╔══

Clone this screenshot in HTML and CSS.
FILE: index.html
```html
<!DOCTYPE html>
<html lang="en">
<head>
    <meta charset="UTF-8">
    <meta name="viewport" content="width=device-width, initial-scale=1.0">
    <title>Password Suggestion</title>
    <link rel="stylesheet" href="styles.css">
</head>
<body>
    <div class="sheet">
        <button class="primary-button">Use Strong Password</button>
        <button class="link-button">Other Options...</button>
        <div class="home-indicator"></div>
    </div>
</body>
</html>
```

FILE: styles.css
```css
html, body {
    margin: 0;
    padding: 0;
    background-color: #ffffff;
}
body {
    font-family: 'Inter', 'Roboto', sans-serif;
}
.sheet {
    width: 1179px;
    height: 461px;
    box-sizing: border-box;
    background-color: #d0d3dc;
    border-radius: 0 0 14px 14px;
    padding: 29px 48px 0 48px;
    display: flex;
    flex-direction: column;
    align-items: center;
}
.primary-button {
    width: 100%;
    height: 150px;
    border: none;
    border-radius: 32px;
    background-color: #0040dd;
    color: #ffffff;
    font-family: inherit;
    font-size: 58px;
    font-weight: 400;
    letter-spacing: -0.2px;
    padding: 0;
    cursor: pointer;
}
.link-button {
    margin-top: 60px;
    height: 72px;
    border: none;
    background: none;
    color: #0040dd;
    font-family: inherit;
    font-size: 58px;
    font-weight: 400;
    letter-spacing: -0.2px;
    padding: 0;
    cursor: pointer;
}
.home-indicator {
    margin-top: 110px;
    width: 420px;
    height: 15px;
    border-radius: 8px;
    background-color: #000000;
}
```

╚══

### SHORT TASK
All of the lines above must be returned exactly.

### FINISHED ANSWER
Clone this screenshot in HTML and CSS.
FILE: index.html
```html
<!DOCTYPE html>
<html lang="en">
<head>
    <meta charset="UTF-8">
    <meta name="viewport" content="width=device-width, initial-scale=1.0">
    <title>Password Suggestion</title>
    <link rel="stylesheet" href="styles.css">
</head>
<body>
    <div class="sheet">
        <button class="primary-button">Use Strong Password</button>
        <button class="link-button">Other Options...</button>
        <div class="home-indicator"></div>
    </div>
</body>
</html>
```

FILE: styles.css
```css
html, body {
    margin: 0;
    padding: 0;
    background-color: #ffffff;
}
body {
    font-family: 'Inter', 'Roboto', sans-serif;
}
.sheet {
    width: 1179px;
    height: 461px;
    box-sizing: border-box;
    background-color: #d0d3dc;
    border-radius: 0 0 14px 14px;
    padding: 29px 48px 0 48px;
    display: flex;
    flex-direction: column;
    align-items: center;
}
.primary-button {
    width: 100%;
    height: 150px;
    border: none;
    border-radius: 32px;
    background-color: #0040dd;
    color: #ffffff;
    font-family: inherit;
    font-size: 58px;
    font-weight: 400;
    letter-spacing: -0.2px;
    padding: 0;
    cursor: pointer;
}
.link-button {
    margin-top: 60px;
    height: 72px;
    border: none;
    background: none;
    color: #0040dd;
    font-family: inherit;
    font-size: 58px;
    font-weight: 400;
    letter-spacing: -0.2px;
    padding: 0;
    cursor: pointer;
}
.home-indicator {
    margin-top: 110px;
    width: 420px;
    height: 15px;
    border-radius: 8px;
    background-color: #000000;
}
```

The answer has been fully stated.